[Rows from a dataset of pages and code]
-*-
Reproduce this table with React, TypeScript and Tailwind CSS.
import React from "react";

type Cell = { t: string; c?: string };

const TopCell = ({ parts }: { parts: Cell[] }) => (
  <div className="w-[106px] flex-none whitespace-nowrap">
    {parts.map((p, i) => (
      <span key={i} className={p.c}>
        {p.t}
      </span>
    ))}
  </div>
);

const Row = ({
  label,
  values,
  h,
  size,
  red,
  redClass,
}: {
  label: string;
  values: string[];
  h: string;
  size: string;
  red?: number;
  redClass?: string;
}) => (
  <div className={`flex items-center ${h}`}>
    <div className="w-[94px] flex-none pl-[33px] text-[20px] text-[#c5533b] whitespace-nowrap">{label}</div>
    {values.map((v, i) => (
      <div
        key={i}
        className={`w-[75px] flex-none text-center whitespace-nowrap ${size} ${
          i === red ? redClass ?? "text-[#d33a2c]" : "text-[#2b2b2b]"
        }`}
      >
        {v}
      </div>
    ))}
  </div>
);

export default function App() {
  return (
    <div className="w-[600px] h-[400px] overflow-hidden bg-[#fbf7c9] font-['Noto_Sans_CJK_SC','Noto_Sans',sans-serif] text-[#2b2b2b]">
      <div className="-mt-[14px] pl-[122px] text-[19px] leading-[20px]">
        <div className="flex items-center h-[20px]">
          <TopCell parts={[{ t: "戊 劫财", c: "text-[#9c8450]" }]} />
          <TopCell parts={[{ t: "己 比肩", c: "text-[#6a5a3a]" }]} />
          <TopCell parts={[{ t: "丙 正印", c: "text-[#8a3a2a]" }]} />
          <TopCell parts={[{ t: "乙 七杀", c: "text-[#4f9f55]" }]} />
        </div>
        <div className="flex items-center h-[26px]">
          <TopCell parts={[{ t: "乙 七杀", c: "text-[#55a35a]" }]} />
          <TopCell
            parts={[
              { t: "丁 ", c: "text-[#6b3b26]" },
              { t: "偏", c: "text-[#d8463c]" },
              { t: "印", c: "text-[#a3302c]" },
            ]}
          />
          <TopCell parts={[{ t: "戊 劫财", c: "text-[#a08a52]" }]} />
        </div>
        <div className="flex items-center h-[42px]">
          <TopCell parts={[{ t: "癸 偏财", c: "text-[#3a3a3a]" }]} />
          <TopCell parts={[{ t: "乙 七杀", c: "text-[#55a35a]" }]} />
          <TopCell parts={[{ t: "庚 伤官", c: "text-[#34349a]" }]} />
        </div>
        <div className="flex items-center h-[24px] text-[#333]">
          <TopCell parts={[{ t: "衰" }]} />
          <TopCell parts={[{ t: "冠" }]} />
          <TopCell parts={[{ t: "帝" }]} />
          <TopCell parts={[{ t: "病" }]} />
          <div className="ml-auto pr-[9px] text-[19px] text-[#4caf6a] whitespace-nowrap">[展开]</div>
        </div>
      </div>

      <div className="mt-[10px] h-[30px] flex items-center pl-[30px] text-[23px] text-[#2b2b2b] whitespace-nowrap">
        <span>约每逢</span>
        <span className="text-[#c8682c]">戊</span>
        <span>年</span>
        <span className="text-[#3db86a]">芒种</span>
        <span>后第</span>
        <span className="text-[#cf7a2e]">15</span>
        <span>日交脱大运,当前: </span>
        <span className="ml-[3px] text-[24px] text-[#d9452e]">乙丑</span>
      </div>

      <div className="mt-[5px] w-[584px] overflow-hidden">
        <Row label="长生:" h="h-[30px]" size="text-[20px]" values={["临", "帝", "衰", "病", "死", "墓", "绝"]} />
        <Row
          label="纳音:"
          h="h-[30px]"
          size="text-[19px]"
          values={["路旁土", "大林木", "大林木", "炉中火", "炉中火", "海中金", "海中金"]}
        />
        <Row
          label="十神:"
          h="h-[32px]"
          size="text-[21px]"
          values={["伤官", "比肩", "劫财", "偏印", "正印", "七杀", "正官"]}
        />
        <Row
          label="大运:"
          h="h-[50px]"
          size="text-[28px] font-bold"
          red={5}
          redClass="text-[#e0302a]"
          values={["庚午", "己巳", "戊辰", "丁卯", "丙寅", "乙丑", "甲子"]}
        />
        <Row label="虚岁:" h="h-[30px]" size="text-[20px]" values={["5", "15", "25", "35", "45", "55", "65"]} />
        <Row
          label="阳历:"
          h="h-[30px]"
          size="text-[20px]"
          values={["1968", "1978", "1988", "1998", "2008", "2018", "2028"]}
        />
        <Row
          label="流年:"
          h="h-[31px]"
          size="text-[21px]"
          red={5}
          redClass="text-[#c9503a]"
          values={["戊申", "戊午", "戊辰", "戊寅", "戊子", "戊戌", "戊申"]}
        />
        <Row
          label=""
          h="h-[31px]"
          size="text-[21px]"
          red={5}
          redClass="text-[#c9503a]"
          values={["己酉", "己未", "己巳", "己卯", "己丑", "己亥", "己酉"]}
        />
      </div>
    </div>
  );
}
-*-
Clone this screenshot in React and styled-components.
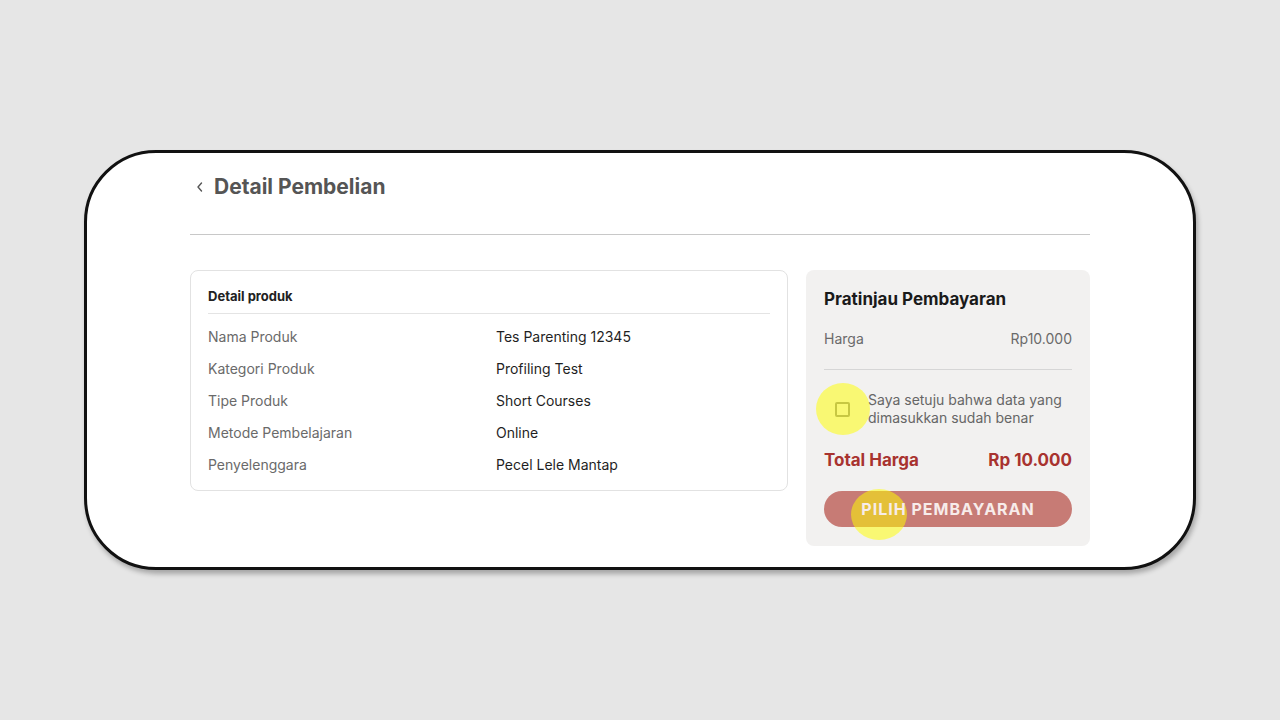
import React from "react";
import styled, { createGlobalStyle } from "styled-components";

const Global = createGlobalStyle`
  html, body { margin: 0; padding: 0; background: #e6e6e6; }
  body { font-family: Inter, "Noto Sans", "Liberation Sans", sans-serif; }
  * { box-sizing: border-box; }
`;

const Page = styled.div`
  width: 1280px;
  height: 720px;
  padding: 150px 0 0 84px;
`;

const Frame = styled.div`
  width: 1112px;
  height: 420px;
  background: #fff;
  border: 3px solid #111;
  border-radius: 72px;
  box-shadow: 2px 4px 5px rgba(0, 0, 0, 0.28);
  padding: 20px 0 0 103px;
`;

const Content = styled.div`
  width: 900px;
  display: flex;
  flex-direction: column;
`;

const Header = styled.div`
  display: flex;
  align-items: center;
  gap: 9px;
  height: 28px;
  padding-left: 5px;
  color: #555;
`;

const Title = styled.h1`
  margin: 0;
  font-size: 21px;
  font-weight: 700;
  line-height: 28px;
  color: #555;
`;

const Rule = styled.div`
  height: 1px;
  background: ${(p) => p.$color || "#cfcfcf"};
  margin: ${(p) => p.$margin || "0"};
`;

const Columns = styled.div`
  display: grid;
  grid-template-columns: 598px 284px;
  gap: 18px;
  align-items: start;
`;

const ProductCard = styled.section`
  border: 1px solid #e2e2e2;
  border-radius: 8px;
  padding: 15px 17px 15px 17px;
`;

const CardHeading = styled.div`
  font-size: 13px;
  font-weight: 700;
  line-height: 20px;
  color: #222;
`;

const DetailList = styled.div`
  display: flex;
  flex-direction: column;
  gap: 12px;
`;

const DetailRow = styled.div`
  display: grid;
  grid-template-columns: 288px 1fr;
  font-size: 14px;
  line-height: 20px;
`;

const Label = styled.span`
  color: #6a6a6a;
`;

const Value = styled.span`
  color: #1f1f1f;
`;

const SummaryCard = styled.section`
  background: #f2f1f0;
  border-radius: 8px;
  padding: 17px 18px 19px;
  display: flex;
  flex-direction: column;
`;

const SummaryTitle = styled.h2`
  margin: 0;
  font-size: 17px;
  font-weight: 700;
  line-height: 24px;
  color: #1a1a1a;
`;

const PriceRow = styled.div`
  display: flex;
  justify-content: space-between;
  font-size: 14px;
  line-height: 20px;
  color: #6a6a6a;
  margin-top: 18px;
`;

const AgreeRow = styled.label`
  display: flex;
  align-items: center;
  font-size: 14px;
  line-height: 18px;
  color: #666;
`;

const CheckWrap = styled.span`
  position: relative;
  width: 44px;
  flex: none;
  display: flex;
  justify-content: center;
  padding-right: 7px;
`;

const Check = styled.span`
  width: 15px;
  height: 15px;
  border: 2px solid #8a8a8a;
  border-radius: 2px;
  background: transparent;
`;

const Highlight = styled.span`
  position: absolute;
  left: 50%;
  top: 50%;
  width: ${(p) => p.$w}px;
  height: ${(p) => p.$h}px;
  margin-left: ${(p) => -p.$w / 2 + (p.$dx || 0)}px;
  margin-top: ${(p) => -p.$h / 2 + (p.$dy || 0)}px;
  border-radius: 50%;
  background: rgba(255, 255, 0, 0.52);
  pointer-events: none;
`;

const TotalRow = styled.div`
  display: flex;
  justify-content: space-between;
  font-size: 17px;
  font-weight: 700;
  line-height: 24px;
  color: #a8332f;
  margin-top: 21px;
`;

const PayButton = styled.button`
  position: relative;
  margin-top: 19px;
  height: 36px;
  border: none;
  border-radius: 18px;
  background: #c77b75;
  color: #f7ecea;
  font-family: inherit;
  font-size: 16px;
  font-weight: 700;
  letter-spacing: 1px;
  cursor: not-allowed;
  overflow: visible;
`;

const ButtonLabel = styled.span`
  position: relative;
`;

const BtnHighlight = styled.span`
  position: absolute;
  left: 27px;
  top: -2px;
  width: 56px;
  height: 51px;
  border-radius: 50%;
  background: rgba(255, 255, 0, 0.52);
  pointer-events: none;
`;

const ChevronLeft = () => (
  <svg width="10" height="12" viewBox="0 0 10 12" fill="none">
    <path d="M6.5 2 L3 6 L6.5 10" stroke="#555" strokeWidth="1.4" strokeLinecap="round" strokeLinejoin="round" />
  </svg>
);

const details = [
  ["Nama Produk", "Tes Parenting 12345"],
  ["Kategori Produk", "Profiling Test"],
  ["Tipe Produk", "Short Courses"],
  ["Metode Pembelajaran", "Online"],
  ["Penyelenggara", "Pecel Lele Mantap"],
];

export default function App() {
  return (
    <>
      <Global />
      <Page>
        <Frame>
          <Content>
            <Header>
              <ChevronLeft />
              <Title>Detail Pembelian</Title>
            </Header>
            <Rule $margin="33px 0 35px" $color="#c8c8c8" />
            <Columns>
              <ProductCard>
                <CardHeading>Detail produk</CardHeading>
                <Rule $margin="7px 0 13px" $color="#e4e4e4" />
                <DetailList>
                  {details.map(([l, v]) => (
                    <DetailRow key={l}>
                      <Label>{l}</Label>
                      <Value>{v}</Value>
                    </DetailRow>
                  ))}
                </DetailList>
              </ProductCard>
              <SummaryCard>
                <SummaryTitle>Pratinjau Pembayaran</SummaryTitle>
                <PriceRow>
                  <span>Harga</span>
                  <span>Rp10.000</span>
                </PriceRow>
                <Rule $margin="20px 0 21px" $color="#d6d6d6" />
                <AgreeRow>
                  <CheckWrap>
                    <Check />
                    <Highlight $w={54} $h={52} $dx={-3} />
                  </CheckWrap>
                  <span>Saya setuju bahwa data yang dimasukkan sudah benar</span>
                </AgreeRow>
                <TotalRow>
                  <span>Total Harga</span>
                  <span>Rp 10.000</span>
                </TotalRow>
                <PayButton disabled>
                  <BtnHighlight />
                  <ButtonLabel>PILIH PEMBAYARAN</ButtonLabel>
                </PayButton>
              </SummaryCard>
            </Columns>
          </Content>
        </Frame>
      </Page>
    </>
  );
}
-*-
[PROMPT]
Identify the lines that hold the word "components". Copy every one of them.

[RESULT OF THIS EXERCISE]
Clone this screenshot in React and styled-components.
import styled, { createGlobalStyle } from "styled-components";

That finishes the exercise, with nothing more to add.